TOKYO Plant engineering companies IHI and Chiyoda are devising cost-efficient ways to utilize hydrogen as an energy source -- a potential breakthrough for broader use of the carbon-free energy.

IHI aims to bring an ammonia-fueled hydrogen power plant online around 2020. The system will directly burn a mixture that is one part ammonia and five parts methane gas for a 20% reduction in carbon dioxide emissions. Ammonia, a compound of nitrogen and hydrogen, can be compressed at ambient temperatures, making it easier to transport.

IHI plans to spend around 1 billion yen ($8.69 million) this year to set up a gas turbine, ammonia tank and other equipment at a research and development site in Yokohama. Trial operations are scheduled to begin in the fiscal year starting April 2018.

Chiyoda, meanwhile, is developing fuel stations that will be able to supply fuel cell vehicles with hydrogen at low cost. The company is also targeting completion by 2020. Development of these fuel stations involves synthesizing a compound known as methylcyclohexane (MCH) -- which can be stored and transported at an ambient temperature -- from hydrogen and toluene.

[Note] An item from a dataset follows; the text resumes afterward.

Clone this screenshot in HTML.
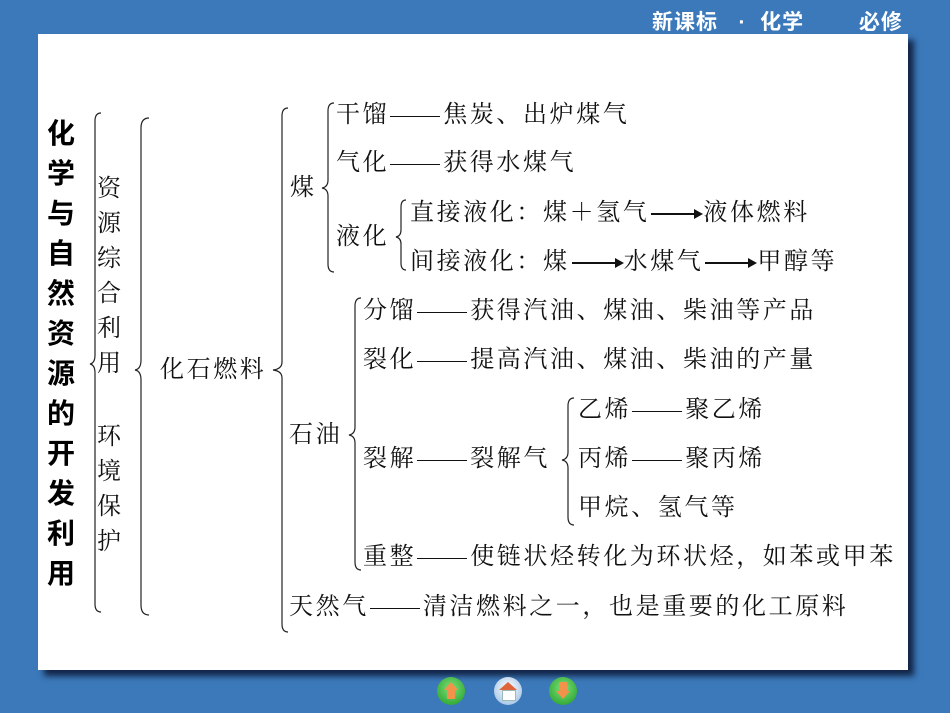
<!DOCTYPE html>
<html><head><meta charset="utf-8"><style>
body{margin:0;width:950px;height:713px;background:#3b79bb;position:relative;overflow:hidden;font-family:"Liberation Serif","Noto Serif CJK SC","Noto Sans CJK SC",serif}
.panel{position:absolute;left:38px;top:34px;width:870px;height:636px;background:#fff;box-shadow:6px 6px 6px rgba(0,0,20,.7)}
.t{position:absolute;font-size:24px;line-height:28px;color:#111;white-space:nowrap;letter-spacing:2.6px}
.hdr{position:absolute;top:6px;left:652px;color:#fff;font:bold 21px "Liberation Sans","Noto Sans CJK SC",sans-serif;white-space:nowrap;letter-spacing:1px}
.bold{position:absolute;left:44px;top:114px;width:34px;font:bold 28px/40px "Liberation Sans","Noto Sans CJK SC",sans-serif;color:#000;text-align:center}
.v{position:absolute;width:28px;font-size:24px;line-height:35px;text-align:center;color:#111}
.d{display:inline-block;width:50px;height:1.5px;background:#111;vertical-align:middle;margin:0 3px 0 1px}
.arr{display:inline-block;width:50px;height:2px;background:#111;vertical-align:middle;position:relative;margin:0 2px}
.arr:after{content:"";position:absolute;right:-2px;top:-4px;border-left:9px solid #111;border-top:5px solid transparent;border-bottom:5px solid transparent}
.btn{position:absolute;top:677px;width:28px;height:28px;border-radius:50%}
</style></head><body>
<div class="hdr">新课标&nbsp;&nbsp;&nbsp;·&nbsp;&nbsp;化学&nbsp;&nbsp;&nbsp;&nbsp;&nbsp;&nbsp;&nbsp;&nbsp;必修</div>
<div class="panel"></div>
<svg style="position:absolute;left:0;top:0" width="950" height="713" fill="none" stroke="#222" stroke-width="1.2">
<path d="M101 113 q-6 0 -6 8 V355 q0 8 -5 9 q5 1 5 9 V604 q0 8 6 8"/>
<path d="M149 118 q-8 0 -8 10 V360 q0 9 -6 10 q6 1 6 10 V605 q0 10 8 10"/>
<path d="M288 108 q-6 0 -6 8 V362 q0 7 -9 8 q9 1 9 8 V624 q0 8 6 8"/>
<path d="M334 103 q-6 0 -6 8 V180 q0 7 -6 8 q6 1 6 8 V264 q0 8 6 8"/>
<path d="M406 200 q-5 0 -5 7 V230 q0 6 -5 7 q5 1 5 7 V263 q0 7 5 7"/>
<path d="M361 298 q-6 0 -6 8 V427 q0 7 -6 8 q6 1 6 8 V562 q0 8 6 8"/>
<path d="M574 398 q-6 0 -6 8 V452 q0 7 -6 8 q6 1 6 8 V517 q0 8 6 8"/>
</svg>
<div class="bold">化<br>学<br>与<br>自<br>然<br>资<br>源<br>的<br>开<br>发<br>利<br>用</div>
<div class="v" style="left:95px;top:172px">资<br>源<br>综<br>合<br>利<br>用</div>
<div class="v" style="left:95px;top:420px">环<br>境<br>保<br>护</div>
<div class="t" style="left:160px;top:356px">化石燃料</div>
<div class="t" style="left:290px;top:174px">煤</div>
<div class="t" style="left:336px;top:101px">干馏<span class="d"></span>焦炭、出炉煤气</div>
<div class="t" style="left:336px;top:149px">气化<span class="d"></span>获得水煤气</div>
<div class="t" style="left:336px;top:223px">液化</div>
<div class="t" style="left:410px;top:199px">直接液化：煤＋氢气<span class="arr"></span>液体燃料</div>
<div class="t" style="left:410px;top:248px">间接液化：煤<span class="arr"></span>水煤气<span class="arr"></span>甲醇等</div>
<div class="t" style="left:289px;top:421px">石油</div>
<div class="t" style="left:363px;top:297px">分馏<span class="d"></span>获得汽油、煤油、柴油等产品</div>
<div class="t" style="left:363px;top:346px">裂化<span class="d"></span>提高汽油、煤油、柴油的产量</div>
<div class="t" style="left:363px;top:445px">裂解<span class="d"></span>裂解气</div>
<div class="t" style="left:578px;top:396px">乙烯<span class="d"></span>聚乙烯</div>
<div class="t" style="left:578px;top:445px">丙烯<span class="d"></span>聚丙烯</div>
<div class="t" style="left:578px;top:494px">甲烷、氢气等</div>
<div class="t" style="left:363px;top:543px">重整<span class="d"></span>使链状烃转化为环状烃，如苯或甲苯</div>
<div class="t" style="left:289px;top:593px">天然气<span class="d"></span>清洁燃料之一，也是重要的化工原料</div>
<div class="btn" style="left:437px;background:radial-gradient(circle at 50% 40%,#7fe07a,#1c9a22)"><div style="position:absolute;left:7px;top:5px;border-left:7px solid transparent;border-right:7px solid transparent;border-bottom:8px solid #f3924a"></div><div style="position:absolute;left:10px;top:13px;width:8px;height:9px;background:#f3924a"></div></div>
<div class="btn" style="left:494px;background:radial-gradient(circle at 50% 40%,#fff,#8fb7e0)"><div style="position:absolute;left:5px;top:5px;border-left:9px solid transparent;border-right:9px solid transparent;border-bottom:8px solid #e0643a"></div><div style="position:absolute;left:8px;top:13px;width:12px;height:9px;background:#fff;border:1px solid #9bb"></div></div>
<div class="btn" style="left:549px;background:radial-gradient(circle at 50% 40%,#7fe07a,#1c9a22)"><div style="position:absolute;left:10px;top:5px;width:8px;height:9px;background:#f3924a"></div><div style="position:absolute;left:7px;top:14px;border-left:7px solid transparent;border-right:7px solid transparent;border-top:8px solid #f3924a"></div></div>
</body></html>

MCH can be compressed to one-five-hundredth of its original volume for transport by tanker or other means.

To transfer the hydrogen to vehicles, each fuel station will feature special equipment developed using proprietary technology. This equipment is expected to have a per-unit processing capacity of 30 cu. meters per hour. Chiyoda eventually hopes to combine multiple units to process 300 cu. meters per hour, as it takes 50 cu. meters of hydrogen to fill a single vehicle. The company will spend 200 million yen to 300 million yen to install test equipment at an R&D site in Yokohama this summer.

With the Paris climate change agreement entering into force last fall, hopes for hydrogen energy utilization are growing. But the high cost of installing a hydrogen station -- more than four times that of a gasoline station -- has slowed momentum. Japan, for example, has fewer than 100 hydrogen stations.